Brandon O’Dell and O’Dell Restaurant Consulting offer operations and brand strategy consulting for independent restaurant owners and small chains. Learn more at www.bodellconsulting.com.
When prices move significantly on food, it usually worries restaurant owners. There are times when prices going down OR up can offer you a good opportunity to earn extra revenue though.
Currently, Maine lobster prices are tanking. There has been a glut of Maine lobsters caught this year and prices for lobsters on the East coast have hit a record low. While a restaurant owner might normally think “prices are down, that’s great for me“, it can be a double edged sword.
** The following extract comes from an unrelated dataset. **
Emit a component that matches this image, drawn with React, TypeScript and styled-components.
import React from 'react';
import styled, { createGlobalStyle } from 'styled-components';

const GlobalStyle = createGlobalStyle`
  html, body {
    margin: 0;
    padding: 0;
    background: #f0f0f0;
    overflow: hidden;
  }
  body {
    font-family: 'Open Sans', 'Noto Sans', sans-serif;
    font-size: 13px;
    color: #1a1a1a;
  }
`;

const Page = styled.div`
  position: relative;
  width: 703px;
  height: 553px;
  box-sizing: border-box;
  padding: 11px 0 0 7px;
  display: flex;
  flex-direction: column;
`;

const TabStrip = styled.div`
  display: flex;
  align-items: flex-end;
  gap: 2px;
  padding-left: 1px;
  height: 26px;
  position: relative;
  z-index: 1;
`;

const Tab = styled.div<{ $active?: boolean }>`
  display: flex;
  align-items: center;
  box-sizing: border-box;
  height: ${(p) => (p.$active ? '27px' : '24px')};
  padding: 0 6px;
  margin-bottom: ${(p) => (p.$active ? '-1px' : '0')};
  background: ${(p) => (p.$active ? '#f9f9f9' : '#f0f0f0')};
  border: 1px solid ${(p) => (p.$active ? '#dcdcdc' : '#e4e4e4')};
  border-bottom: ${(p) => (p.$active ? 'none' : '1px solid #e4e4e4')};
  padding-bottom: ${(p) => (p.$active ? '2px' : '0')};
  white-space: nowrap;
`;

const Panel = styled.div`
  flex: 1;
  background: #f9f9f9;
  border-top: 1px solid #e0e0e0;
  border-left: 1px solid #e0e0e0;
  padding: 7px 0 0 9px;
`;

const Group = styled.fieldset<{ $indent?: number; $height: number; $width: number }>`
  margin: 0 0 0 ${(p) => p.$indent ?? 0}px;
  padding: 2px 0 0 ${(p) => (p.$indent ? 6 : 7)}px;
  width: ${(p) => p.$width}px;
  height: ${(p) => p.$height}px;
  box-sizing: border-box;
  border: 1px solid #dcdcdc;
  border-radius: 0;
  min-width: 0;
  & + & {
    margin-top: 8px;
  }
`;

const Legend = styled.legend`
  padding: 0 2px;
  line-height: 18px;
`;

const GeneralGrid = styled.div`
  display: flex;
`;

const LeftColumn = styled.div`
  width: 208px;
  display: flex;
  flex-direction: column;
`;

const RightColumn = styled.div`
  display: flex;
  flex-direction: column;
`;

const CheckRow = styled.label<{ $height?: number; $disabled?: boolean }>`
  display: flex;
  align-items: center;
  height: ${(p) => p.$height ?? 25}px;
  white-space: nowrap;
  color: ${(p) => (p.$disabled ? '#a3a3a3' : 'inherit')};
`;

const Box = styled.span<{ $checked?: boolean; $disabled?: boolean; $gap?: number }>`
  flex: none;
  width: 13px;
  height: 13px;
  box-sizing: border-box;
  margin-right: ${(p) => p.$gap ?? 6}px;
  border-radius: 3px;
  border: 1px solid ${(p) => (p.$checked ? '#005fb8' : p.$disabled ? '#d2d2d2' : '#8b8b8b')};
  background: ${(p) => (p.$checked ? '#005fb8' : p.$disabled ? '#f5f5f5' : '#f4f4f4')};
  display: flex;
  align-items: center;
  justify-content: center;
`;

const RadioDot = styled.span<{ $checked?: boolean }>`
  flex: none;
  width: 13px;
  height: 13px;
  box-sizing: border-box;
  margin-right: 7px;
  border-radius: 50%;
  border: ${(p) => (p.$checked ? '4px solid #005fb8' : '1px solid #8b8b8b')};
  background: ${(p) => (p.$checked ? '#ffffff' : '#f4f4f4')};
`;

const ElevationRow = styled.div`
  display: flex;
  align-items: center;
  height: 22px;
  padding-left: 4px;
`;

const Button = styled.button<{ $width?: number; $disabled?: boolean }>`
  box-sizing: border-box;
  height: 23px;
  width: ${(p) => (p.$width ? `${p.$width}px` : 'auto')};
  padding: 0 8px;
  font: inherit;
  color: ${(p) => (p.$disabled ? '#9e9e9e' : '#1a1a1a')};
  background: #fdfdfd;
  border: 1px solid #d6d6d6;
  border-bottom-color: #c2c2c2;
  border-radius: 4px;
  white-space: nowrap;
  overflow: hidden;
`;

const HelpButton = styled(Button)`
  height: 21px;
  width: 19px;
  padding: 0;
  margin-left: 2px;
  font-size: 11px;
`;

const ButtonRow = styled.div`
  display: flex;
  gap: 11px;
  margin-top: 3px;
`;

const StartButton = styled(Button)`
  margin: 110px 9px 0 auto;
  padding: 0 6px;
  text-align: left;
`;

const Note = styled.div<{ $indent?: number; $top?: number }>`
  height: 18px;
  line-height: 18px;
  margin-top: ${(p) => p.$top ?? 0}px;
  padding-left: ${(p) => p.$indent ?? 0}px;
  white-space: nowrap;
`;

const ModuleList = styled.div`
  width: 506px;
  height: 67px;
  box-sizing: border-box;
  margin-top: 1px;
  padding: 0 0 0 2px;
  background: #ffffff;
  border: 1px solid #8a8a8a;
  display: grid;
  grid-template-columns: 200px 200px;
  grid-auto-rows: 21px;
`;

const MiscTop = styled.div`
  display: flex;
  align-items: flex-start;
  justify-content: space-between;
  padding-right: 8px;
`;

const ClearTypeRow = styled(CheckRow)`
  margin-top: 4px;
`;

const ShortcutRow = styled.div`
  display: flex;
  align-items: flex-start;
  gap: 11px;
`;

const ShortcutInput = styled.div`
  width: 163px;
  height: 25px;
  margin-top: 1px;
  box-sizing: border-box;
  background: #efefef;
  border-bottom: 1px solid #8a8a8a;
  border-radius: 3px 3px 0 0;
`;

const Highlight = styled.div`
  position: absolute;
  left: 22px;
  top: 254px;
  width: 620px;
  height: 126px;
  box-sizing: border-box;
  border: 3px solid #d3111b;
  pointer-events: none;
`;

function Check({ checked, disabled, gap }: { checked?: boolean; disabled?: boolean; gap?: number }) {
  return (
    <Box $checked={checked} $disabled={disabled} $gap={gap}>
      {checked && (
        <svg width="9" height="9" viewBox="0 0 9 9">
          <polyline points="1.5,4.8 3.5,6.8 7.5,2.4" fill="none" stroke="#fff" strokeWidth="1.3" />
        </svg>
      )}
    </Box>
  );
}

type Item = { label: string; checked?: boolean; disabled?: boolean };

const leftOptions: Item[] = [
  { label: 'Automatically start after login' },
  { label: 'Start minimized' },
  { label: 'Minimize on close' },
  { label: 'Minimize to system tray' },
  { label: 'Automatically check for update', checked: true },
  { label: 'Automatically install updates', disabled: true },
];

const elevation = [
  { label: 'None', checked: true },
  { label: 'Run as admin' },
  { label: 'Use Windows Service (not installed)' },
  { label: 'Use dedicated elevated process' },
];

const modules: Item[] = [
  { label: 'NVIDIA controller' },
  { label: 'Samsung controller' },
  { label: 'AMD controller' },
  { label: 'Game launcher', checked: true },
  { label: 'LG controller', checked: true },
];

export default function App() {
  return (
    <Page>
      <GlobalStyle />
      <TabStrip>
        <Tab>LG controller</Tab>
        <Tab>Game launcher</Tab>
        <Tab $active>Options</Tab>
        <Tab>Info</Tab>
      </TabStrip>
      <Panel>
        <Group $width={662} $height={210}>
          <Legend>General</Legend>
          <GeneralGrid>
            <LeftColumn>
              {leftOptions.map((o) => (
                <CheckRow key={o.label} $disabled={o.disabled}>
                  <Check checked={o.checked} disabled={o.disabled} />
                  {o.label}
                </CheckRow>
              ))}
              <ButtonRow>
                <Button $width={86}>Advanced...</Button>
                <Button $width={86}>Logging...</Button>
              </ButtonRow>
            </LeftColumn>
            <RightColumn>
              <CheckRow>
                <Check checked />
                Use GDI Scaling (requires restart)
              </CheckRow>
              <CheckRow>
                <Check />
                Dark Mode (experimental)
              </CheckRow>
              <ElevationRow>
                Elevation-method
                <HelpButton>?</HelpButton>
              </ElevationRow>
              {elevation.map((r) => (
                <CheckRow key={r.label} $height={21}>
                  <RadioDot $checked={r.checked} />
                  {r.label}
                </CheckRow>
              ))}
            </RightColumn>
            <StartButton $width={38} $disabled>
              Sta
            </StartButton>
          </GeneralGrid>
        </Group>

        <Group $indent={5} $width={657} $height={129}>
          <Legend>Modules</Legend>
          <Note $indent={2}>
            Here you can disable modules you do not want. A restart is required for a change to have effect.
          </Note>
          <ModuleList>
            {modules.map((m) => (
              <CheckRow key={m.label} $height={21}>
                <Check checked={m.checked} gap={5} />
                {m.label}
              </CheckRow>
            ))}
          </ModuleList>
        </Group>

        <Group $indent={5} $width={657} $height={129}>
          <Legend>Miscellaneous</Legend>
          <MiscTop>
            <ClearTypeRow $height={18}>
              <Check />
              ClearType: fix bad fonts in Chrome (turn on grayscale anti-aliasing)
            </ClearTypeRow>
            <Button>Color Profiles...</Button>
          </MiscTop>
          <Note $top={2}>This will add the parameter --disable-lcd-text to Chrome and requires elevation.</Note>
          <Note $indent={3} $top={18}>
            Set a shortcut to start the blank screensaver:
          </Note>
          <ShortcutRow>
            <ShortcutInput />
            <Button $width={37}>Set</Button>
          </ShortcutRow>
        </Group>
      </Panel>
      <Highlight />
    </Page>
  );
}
You do not want prices on your already low priced products going down, especially if those products make up a large portion of your sales. While initially you may earn more money from lower recipe costs from those items, eventually your customer is going to want some of those savings passed on to them. When you do decide to drop your prices or offer featured items with these low priced ingredients, what you might experience is a skewing of your product mix to those lower priced items. This can actually canabalize sales of other items that may have a higher food cost percentage, but also likely contribute more gross profit dollars to your bottom line. That means less money in the bank.
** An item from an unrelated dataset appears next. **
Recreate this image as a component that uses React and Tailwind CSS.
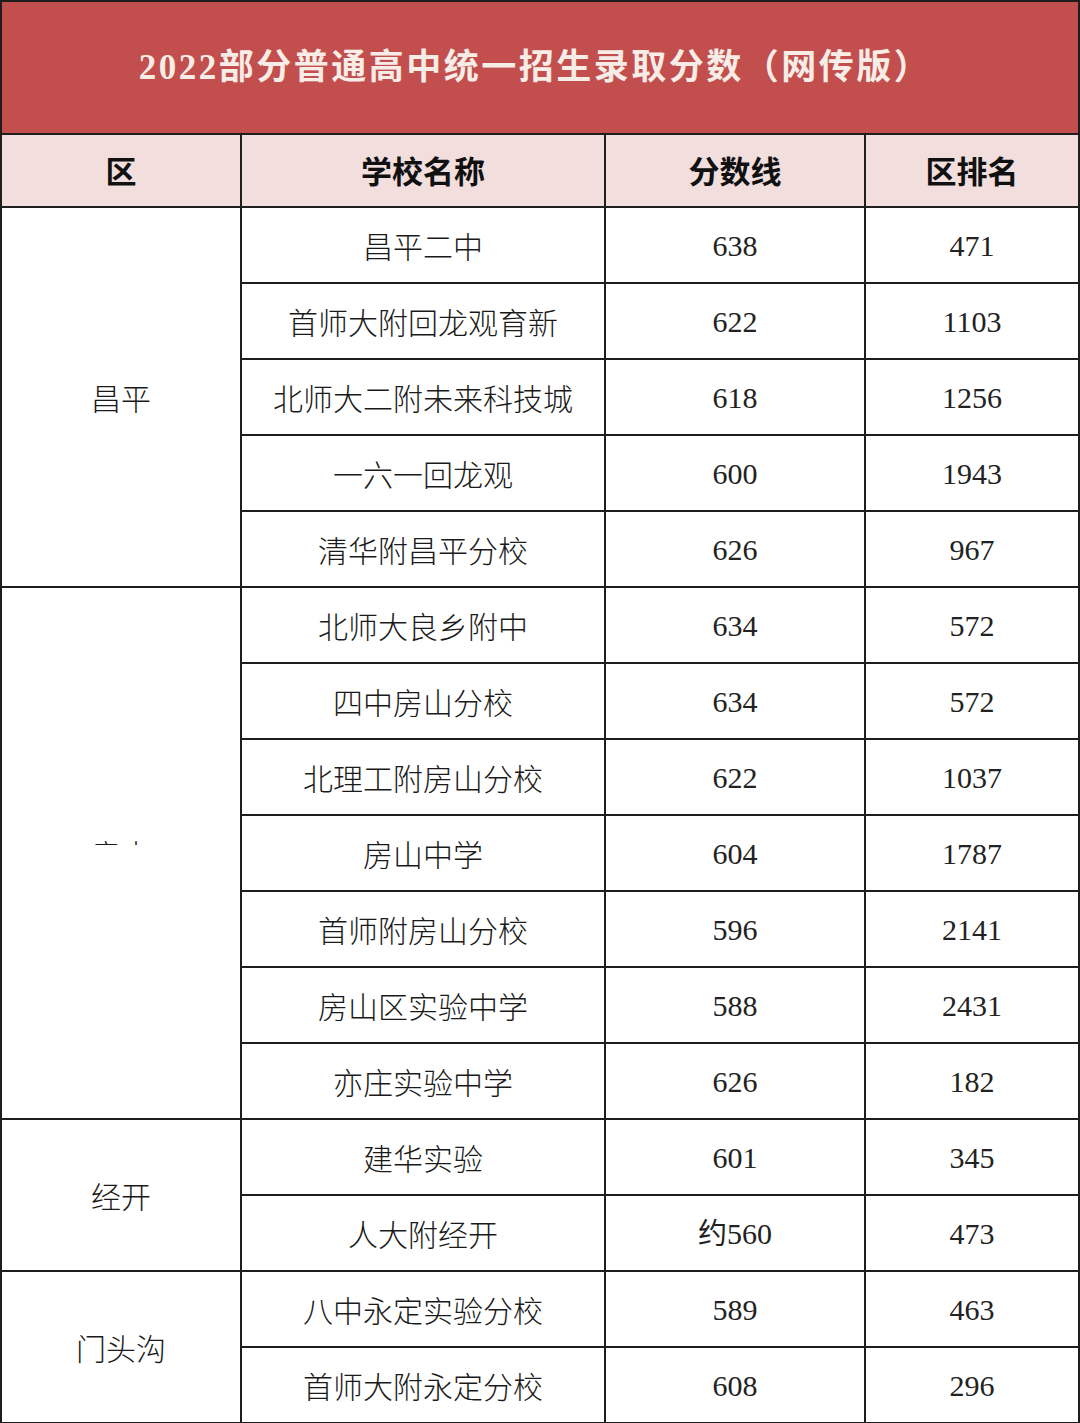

Low lobster prices are a different story. When typically high priced food items drop in price, they allow you to lower your prices and skew your sales mix toward those items. Even though those items cost less than they normally do, the lobster is probably still going to be higher priced than your average sale and contribute more gross profit dollars than your average item sold. This represents a huge opportunity to improve both sales and profitability. By offering a lower price on lobster, your guests perceive that they are getting an incredible value so more of them order the lobster. Your average ticket goes up and so does your average gross profit per item sold. Win for you and a win for your customer.